◆ **EXERCISE GOAL**:
In the entries below, identify every line with the string "page" and copy it.

◆ **EXTRACTED RECORDS**:

--

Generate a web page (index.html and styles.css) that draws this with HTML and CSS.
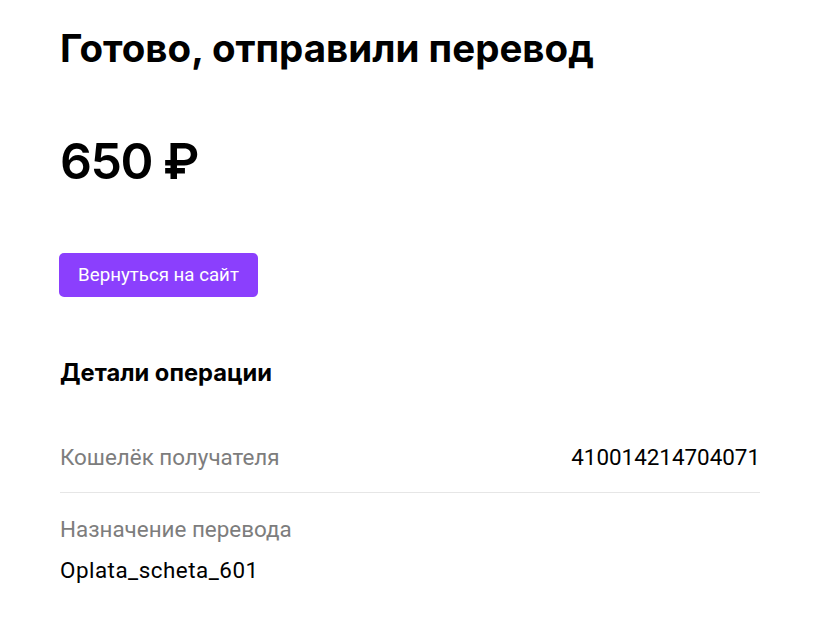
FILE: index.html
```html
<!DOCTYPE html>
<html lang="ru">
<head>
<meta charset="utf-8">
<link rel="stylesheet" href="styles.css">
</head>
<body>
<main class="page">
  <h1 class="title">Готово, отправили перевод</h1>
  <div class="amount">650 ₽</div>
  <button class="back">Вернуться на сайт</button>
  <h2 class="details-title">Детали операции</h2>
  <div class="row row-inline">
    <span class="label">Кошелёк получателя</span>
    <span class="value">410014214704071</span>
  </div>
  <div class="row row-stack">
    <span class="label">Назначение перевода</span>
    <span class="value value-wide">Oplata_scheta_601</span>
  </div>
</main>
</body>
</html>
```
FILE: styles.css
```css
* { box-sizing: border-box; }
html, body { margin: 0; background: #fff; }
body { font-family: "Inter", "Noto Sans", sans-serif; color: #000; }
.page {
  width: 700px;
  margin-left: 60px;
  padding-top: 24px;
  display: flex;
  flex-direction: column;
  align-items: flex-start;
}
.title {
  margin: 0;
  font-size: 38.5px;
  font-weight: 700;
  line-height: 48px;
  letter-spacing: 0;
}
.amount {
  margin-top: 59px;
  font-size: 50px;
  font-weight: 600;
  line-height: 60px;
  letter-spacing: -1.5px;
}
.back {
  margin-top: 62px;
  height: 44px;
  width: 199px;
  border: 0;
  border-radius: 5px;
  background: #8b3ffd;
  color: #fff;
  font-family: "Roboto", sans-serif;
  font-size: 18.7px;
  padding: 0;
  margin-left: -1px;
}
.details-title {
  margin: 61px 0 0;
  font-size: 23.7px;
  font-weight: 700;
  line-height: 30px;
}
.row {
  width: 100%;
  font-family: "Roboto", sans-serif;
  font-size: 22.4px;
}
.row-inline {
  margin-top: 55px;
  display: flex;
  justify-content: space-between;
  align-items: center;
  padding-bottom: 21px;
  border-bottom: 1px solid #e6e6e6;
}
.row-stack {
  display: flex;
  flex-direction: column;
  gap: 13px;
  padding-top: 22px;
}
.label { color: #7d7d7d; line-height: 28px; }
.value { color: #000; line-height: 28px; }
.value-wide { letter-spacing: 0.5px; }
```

--

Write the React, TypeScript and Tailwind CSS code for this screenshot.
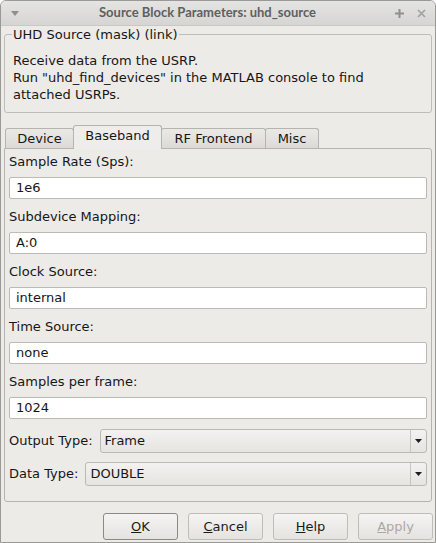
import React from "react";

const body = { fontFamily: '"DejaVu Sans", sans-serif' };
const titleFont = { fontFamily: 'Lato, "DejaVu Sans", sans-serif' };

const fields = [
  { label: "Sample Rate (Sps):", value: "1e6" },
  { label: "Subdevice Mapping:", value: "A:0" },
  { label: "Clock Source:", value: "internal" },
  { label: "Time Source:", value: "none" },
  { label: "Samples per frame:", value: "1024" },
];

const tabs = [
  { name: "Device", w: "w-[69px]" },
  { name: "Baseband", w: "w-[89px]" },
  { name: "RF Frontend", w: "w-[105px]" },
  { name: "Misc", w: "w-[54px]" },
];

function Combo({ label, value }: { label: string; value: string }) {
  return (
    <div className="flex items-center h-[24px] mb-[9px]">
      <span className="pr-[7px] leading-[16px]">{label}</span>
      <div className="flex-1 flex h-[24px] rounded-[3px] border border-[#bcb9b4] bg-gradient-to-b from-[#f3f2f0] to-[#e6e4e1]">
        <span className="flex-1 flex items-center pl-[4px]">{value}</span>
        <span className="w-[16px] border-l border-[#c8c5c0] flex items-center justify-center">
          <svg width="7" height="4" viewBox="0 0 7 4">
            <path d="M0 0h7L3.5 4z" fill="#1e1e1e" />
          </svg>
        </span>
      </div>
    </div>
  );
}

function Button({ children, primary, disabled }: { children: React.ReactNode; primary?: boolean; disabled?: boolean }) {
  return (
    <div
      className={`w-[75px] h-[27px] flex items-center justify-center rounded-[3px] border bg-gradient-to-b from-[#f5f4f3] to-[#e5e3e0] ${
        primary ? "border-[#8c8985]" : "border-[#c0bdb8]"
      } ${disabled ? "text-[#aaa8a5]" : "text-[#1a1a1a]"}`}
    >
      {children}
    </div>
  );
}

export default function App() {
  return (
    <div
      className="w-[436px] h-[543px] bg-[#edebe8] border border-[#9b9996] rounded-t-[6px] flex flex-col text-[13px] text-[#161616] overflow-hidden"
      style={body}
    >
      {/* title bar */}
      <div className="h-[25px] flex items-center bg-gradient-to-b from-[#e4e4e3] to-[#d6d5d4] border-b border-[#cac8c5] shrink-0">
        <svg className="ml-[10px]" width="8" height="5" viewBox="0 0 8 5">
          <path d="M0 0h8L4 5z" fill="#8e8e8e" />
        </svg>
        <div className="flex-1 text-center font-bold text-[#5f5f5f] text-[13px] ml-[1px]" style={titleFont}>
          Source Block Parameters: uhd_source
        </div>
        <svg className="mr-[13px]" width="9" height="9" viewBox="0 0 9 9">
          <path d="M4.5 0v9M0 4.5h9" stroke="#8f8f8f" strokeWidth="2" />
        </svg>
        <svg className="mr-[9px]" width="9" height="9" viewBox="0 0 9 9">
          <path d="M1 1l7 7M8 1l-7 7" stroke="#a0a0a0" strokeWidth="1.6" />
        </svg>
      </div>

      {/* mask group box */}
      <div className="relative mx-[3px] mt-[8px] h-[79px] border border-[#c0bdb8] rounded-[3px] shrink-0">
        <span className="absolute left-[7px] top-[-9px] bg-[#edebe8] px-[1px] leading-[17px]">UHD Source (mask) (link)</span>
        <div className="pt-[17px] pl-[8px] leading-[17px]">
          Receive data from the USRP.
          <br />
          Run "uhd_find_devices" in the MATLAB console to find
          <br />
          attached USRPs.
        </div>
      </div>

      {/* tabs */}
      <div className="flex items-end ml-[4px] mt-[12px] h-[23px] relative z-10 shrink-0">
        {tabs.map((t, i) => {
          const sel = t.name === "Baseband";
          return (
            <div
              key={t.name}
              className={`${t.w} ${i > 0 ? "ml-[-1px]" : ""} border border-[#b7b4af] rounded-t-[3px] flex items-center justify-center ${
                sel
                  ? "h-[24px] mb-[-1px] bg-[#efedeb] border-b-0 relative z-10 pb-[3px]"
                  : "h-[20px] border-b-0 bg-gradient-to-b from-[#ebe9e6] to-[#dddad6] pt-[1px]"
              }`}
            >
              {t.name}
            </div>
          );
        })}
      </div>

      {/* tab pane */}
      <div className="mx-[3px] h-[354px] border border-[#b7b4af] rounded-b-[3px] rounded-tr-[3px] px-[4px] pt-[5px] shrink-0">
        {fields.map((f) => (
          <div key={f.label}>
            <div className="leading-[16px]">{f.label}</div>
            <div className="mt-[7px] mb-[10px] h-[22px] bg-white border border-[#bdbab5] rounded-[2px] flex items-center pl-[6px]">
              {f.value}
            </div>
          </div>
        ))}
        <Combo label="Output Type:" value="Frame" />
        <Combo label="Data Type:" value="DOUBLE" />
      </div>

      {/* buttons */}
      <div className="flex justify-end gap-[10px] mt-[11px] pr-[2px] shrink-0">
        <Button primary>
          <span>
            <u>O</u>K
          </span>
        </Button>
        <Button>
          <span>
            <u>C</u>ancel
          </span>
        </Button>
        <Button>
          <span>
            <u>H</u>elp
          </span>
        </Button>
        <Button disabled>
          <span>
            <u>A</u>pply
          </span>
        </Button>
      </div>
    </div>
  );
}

--

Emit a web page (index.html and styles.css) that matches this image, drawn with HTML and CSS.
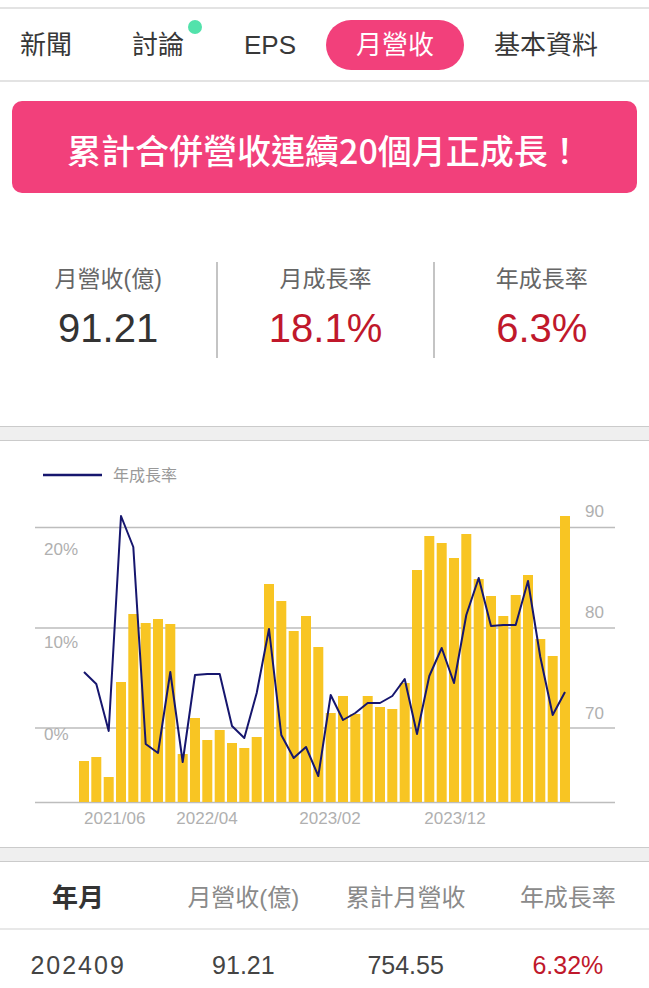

--

◆ **REPLY TO THE TASK**:
Generate a web page (index.html and styles.css) that draws this with HTML and CSS.
<main class="page">
.page {
Emit a web page (index.html and styles.css) that matches this image, drawn with HTML and CSS.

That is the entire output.